Slimani unsettled the New Zealand and South African scrums in the autumn, but if the bigger English front row of Joe Marler/Mako Vunipola, Dylan Hartley and Dan Cole keep their backs straight and bear down to stop the French getting under them, they could be in business.
England will take heart that the Harlequins and Saracens scrums went well. At loosehead Mako Vunipola held his ground against Census Johnston in Toulouse, while the Quins front row fought an honourable draw against Clermont with Joe Marler doing well at No.1 opposite the Georgian heavy Davit Zirakashvili, and tighthead Will Collier refusing to budge against Domingo.
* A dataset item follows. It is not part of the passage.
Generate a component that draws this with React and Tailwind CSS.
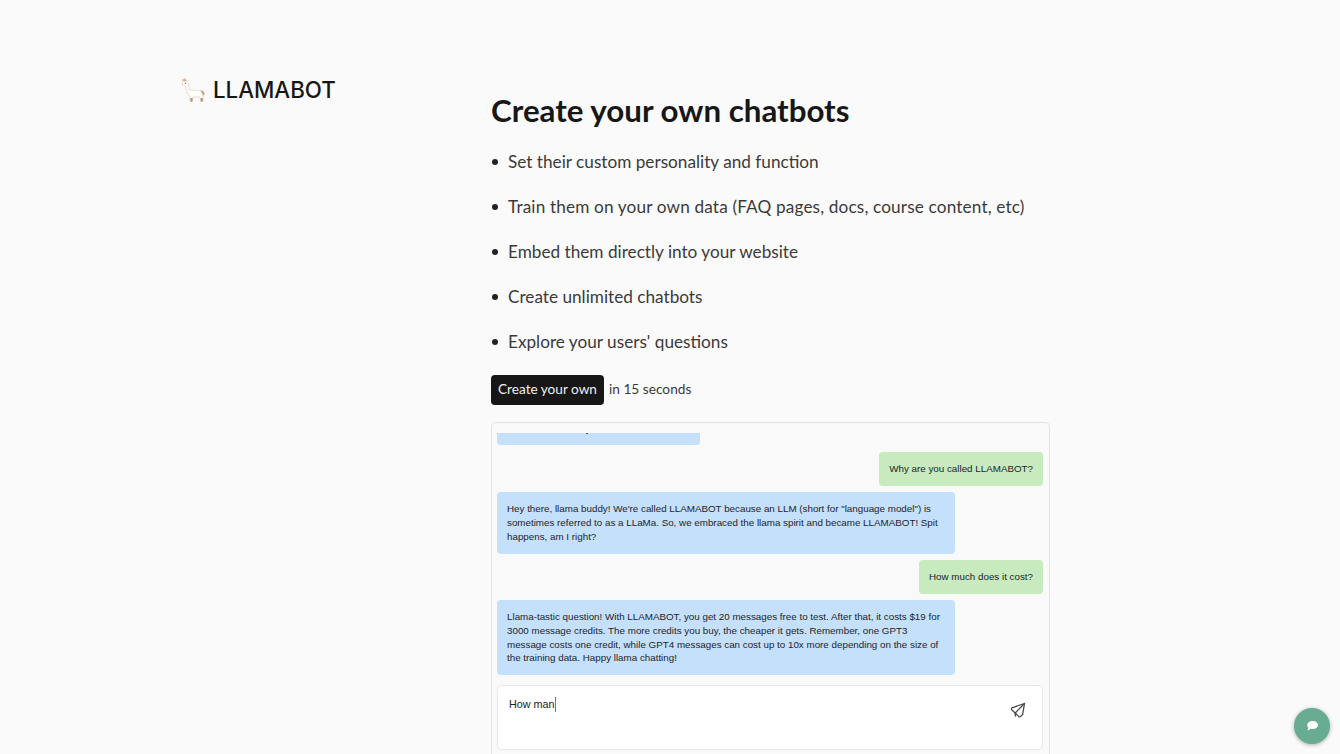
const LATO = "[font-family:Lato,'Noto_Sans',sans-serif]";
const INTER = "[font-family:Inter,sans-serif]";
const ARIAL = "[font-family:'Liberation_Sans',Arial,sans-serif]";

function Llama() {
  return (
    <svg width="26" height="28" viewBox="0 0 26 28" className="shrink-0">
      <path d="M2.5 6.5 L2 3.5 L4 4.6 L5 2 L6.8 5 L8.4 7 L9 13 C11 15 16 14 19 14.5 C22.5 15 23.8 17 23.3 20 L22.8 25.5 L20.8 25.5 L20 21 L13 21 L12.5 25.5 L10.3 25.5 L9.5 20 C7 18 5.8 14 5.6 10 L2.6 9.4 Z" fill="#fffefb" stroke="#ddcdbf" strokeWidth="0.7" strokeLinejoin="round" />
      <path d="M20.5 14.6 C23 14.2 25 16 24.4 19 L23 19.6 Z" fill="#c8a488" />
      <path d="M10.4 22 L12.6 22 L12.5 25.6 L10.3 25.6 Z M20.6 22 L22.9 22 L22.8 25.6 L20.8 25.6 Z" fill="#bb9576" />
      <path d="M2.6 3.8 L5 2.4 L6.4 5 L4 5.6 Z" fill="#d6ae92" />
      <circle cx="5.4" cy="7.3" r="0.6" fill="#4a3a30" />
    </svg>
  );
}

function Bubble({ side, className = "", children }) {
  const tone = side === "user" ? "bg-[#c7eabf]" : "bg-[#c5e0fa]";
  return (
    <div className={`${tone} shrink-0 whitespace-nowrap rounded-[4px] text-[9.8px] leading-[13.8px] text-[#1d242c] ${ARIAL} ${className}`}>
      {children}
    </div>
  );
}

function SendIcon() {
  return (
    <svg width="16" height="16" viewBox="0 0 16 16" fill="none" stroke="#4a4a4a" strokeWidth="1.3" strokeLinejoin="round" strokeLinecap="round" className="mt-[5px]">
      <path d="M14.5 1.5 L2 5.8 Q1 6.6 1.7 7.7 L8.7 14.4 Q9.7 15.3 10.8 14.3 L12.6 12.6 Z" />
      <path d="M14.5 1.5 L5.2 11" />
      <path d="M5.2 11 L5.4 14" />
    </svg>
  );
}

const items = [
  { t: "Set their custom personality and function", c: "" },
  { t: "Train them on your own data (FAQ pages, docs, course content, etc)", c: "tracking-[0.15px]" },
  { t: "Embed them directly into your website", c: "" },
  { t: "Create unlimited chatbots", c: "" },
  { t: "Explore your users' questions", c: "" },
];

export default function App() {
  return (
    <div className={`relative h-[754px] w-[1340px] overflow-hidden bg-[#fafafa] ${LATO}`}>
      <div className="flex h-full pl-[180px]">
        <div className="w-[311px] shrink-0 pt-[76px]">
          <div className="flex items-center gap-[7px]">
            <Llama />
            <span className={`whitespace-nowrap text-[22.3px] font-medium leading-[28px] text-[#171717] ${INTER}`}>LLAMABOT</span>
          </div>
        </div>

        <main className="w-[559px] pt-[91px]">
          <h1 className="whitespace-nowrap text-[31.3px] font-bold leading-[38px] text-[#171717]">Create your own chatbots</h1>

          <ul className="mt-[10px] flex flex-col">
            {items.map(({ t, c }) => (
              <li key={t} className={`flex h-[45.2px] items-center whitespace-nowrap text-[17.2px] text-[#3a3a3a] ${c}`}>
                <span className="ml-[1px] mr-[10px] h-[6px] w-[6px] rounded-full bg-[#222]" />
                {t}
              </li>
            ))}
          </ul>

          <div className="mt-[10px] flex items-center gap-[5px]">
            <span className="flex h-[30px] w-[113px] items-center justify-center whitespace-nowrap rounded-[4px] bg-[#171717] pb-[1px] text-[13.6px] text-[#f0f0f0]">Create your own</span>
            <span className="whitespace-nowrap pb-[1px] text-[13.7px] text-[#3a3a3a]">in 15 seconds</span>
          </div>

          <div className="mt-[17px] flex h-[340px] flex-col rounded-t-[5px] border border-b-0 border-[#e4e4e4] bg-[#f9f9f9] px-[5px] pt-[10px]">
            <Bubble side="bot" className="h-[12px] w-[203px] rounded-t-none">
              <div className="ml-[89px] h-px w-[2px] bg-[#555]" />
            </Bubble>
            <div className="mt-[7px] flex flex-col gap-[6.4px]">
              <Bubble side="user" className="mr-[1px] self-end p-[10px]">Why are you called LLAMABOT?</Bubble>
              <Bubble side="bot" className="w-[458px] p-[10px]">Hey there, llama buddy! We're called LLAMABOT because an LLM (short for "language model") is<br />sometimes referred to as a LLaMa. So, we embraced the llama spirit and became LLAMABOT! Spit<br />happens, am I right?</Bubble>
              <Bubble side="user" className="mr-[1px] self-end p-[10px]">How much does it cost?</Bubble>
              <Bubble side="bot" className="w-[458px] p-[10px]">Llama-tastic question! With LLAMABOT, you get 20 messages free to test. After that, it costs $19 for<br />3000 message credits. The more credits you buy, the cheaper it gets. Remember, one GPT3<br />message costs one credit, while GPT4 messages can cost up to 10x more depending on the size of<br />the training data. Happy llama chatting!</Bubble>
            </div>
            <div className="mr-[1px] mt-[10px] flex h-[65px] shrink-0 items-start justify-between rounded-[4px] border border-[#e8e8e8] bg-white pl-[11px] pr-[16px] pt-[11px]">
              <span className={`border-r border-[#777] text-[10.8px] leading-[15px] text-[#222] ${ARIAL}`}>How man</span>
              <SendIcon />
            </div>
          </div>
        </main>
      </div>

      <div className="absolute left-[1294px] top-[708px] flex h-[36px] w-[36px] items-center justify-center rounded-full bg-[#69ac94] shadow-[0_1px_4px_rgba(0,0,0,0.3)]">
        <svg width="13" height="12" viewBox="0 0 13 12" fill="#fff">
          <path d="M6.8 1 C10 1 12 2.7 12 5 C12 7.3 10 9 6.8 9 C6 9 5.3 8.9 4.7 8.7 C3.8 9.6 2.6 10.2 1.3 10.3 C2 9.5 2.4 8.7 2.4 7.6 C1.6 6.9 1.2 6 1.2 5 C1.2 2.7 3.6 1 6.8 1 Z" />
        </svg>
      </div>
    </div>
  );
}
England’s best hope of a second successive win in Paris under Lancaster is to play the fast raider rugby that shook France out of their stride two years ago. That will depend on playing at a tempo which fragments their formidable defensive line and allows England to target the fly-half channel that has habitually been France’s soft spot. Having ditched Francois Trinh-Duc, Saint Andre has two international novices vying for the No.10 shirt in Remi Tales (Castres), who at 29 is no spring chicken, and Jules Plisson, the uncapped 22-year-old Stade Francais wunderkind.
Tales did well in the autumn, and is defensively sound. The Castres fly-half’s two drop-goals in the French Championship final against Toulon helped the club win their first title for 20 years. But this will be his first Six Nations, and there are questions over why the French have knocked at his door so late in a career which saw him spend seven seasons in Pro 2 with Stade Montois and La Rochelle.
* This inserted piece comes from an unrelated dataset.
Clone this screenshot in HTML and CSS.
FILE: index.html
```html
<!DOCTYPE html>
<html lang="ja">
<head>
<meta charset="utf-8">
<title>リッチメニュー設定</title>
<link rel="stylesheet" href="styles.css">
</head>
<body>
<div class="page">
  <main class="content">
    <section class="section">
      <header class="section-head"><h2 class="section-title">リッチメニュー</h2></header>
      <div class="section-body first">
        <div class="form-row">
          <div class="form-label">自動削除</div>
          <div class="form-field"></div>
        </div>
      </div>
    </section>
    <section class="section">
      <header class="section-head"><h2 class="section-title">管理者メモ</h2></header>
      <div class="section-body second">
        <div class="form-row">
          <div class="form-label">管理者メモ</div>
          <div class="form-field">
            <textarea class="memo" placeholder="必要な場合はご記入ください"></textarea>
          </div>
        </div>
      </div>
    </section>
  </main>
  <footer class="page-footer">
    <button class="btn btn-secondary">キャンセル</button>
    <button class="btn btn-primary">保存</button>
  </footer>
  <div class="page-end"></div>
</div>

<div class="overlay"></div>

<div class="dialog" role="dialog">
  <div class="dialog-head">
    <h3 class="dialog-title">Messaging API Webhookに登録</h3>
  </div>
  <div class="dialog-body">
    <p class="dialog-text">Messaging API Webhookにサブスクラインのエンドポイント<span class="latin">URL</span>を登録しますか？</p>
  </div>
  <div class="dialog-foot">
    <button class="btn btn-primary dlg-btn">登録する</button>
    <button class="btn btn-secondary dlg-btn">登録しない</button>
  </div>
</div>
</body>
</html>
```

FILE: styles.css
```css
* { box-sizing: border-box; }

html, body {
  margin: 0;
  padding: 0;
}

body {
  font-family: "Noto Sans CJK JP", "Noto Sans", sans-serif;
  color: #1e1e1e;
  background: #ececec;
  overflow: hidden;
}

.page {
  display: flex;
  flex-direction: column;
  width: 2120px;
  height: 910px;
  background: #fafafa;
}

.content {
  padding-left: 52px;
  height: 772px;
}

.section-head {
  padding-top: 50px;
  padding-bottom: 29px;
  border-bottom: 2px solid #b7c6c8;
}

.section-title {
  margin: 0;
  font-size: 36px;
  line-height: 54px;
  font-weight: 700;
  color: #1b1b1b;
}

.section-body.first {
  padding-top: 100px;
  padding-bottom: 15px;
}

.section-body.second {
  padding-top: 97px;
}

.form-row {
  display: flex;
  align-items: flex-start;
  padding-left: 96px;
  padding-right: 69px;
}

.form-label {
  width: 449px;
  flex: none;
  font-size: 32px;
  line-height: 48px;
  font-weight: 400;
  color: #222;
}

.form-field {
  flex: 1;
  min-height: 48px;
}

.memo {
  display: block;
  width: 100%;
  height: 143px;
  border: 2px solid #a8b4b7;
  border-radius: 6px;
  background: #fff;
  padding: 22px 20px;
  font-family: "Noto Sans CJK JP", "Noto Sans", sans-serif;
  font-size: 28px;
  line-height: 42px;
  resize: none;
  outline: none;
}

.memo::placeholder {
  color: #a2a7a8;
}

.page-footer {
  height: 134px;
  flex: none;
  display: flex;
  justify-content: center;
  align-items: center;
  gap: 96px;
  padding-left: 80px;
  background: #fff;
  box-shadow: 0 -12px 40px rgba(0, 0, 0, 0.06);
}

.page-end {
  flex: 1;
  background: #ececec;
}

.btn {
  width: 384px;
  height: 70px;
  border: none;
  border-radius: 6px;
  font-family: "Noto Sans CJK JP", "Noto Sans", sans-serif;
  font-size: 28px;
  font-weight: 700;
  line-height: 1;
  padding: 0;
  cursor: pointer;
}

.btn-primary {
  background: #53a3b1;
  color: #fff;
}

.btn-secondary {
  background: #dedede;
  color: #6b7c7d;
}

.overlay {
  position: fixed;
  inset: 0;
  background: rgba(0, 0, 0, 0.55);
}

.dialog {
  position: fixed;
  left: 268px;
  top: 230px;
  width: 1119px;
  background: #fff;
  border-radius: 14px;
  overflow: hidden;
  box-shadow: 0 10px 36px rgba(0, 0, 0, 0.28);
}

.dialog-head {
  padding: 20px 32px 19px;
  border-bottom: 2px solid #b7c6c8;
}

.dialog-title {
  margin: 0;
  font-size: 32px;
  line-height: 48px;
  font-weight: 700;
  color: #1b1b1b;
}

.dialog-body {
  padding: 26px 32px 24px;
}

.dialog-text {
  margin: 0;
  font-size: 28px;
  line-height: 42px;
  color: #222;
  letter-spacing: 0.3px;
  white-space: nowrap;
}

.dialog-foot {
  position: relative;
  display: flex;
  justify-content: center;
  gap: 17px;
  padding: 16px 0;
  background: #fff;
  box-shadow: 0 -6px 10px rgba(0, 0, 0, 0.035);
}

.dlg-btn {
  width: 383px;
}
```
Plisson has enough promise to have kept Morne Steyn, Stade’s star Springbok import, out of the starting line-up – and given a gap he has the pace to scare any defence. However, it is doubtful he is ready to make a starting debut in the Paris cauldron with so little experience.
Whichever side emerge intact from Le Crunch, it will be the one that have their tactical head screwed on tightest – and, at fly-half, the French could have a few loose nuts.
*This piece was published on Sunday, January 19 before it was announced Thierry Dusautoir would miss the entire Six Nations though injury.